2018 floods: Govt knocks at HC door to reject amicus curiae’s reporttext_fields
Kochi: Kerala government has moved the state high court, seeking to reject the amicus curiae's report pointing out lapses in dam management that aggravated the impact of devastating floods in the state in August last year in which over 400 people died.
Except the finding that the reason for deluge was the extremely heavy rainfall between August 15 and August 17, all other causes were on the basis of assumptions not supported by scientific data. These assumptions were on the basis of material rejected or not accepted by the scientific world, the state government said in its affidavit filed in response to the report.
Referring to the study on the floods by the Central Water Commission that came out with supporting data, the government felt the CWC report negates any further need for a study.
Apart from this, the study by K P Sudhir of IIT-Madras points that the floods happened as 'an act of God', the government said.
It claimed the report of Vimal Mishra relied on by amicus curiae Jacob P Alex, to assist the court, was only an article rejected in peer review and thus not accepted for publication.
The same is the case with the article of Himanshu Thakkar, who is not a technical expert in the field and a renowned dam opponent, it said.
The government prayed the court to reject all the findings, conclusions and suggestions given by the amicus curiae except the attribution of extreme rainfall similar to the one in 1924 as a reason for the deluge.
Last month, the amicus curiae pointed out that lapses in dam management aggravated the impact of the floods which claimed over 400 lives besides causing widespread devastation.
The court-appointed advisor had also recommended that an inquiry be conducted by an expert committee headed by a former Supreme Court judge.
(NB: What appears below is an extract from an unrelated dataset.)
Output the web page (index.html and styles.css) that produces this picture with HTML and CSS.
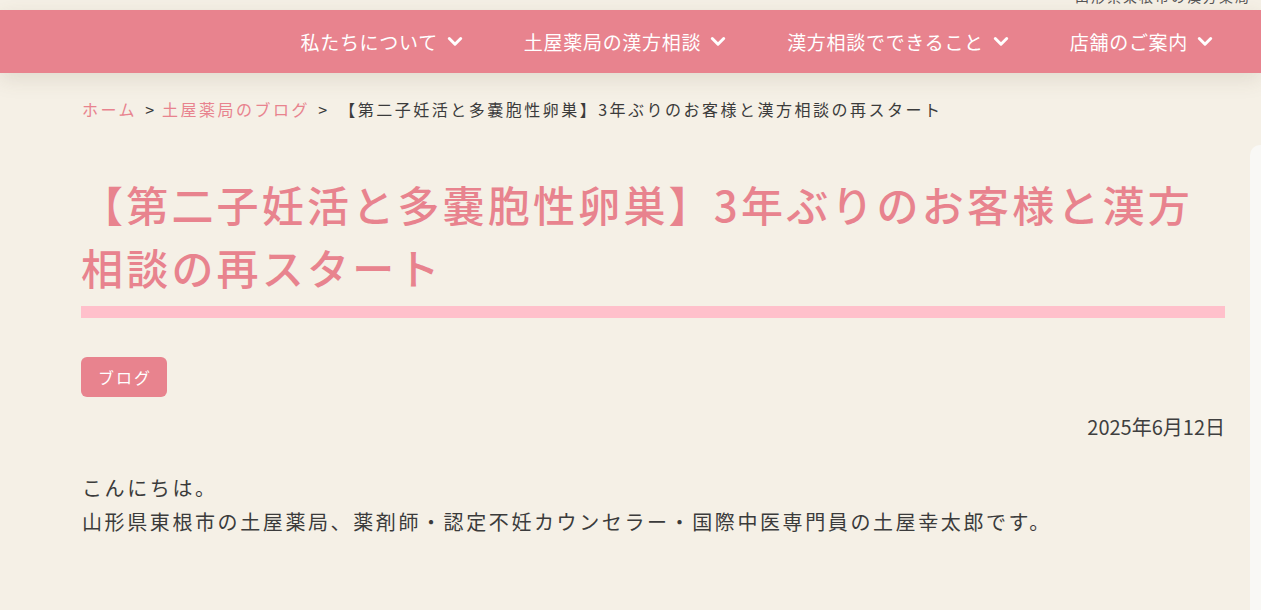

In the 49-page report, the amicus curiae said none of the 79 dams in the state were operated or used for the purpose of flood control or moderation, as per the stipulations under the National Water Policy, National Disaster Management Authority guidelines on floods and similar directives.
The report also recommended a detailed enquiry by an independent expert committee headed by a former Supreme Court judge and a hydrologist, dam management experts and engineers as members.
The amicus curiae was appointed based on a slew of petitions, including one submitted by 'Metro man' E Sreedharan, also the president of the Foundation for Restoration of National Values, alleging that the devastating floods was a man-made disaster.
According to the amicus curiae's report, dams in the state had not maintained effective flood control zone and the flood cushion, said to have been maintained, was not as mandated by the BIS report, RTIOR and Q&M Manuel.
Most of the major reservoirs were almost full before the heavy rainfall that occurred on 14-16 August, 2018 and they did not have the capacity to accommodate the additional flow generated by extreme rainfall, it said.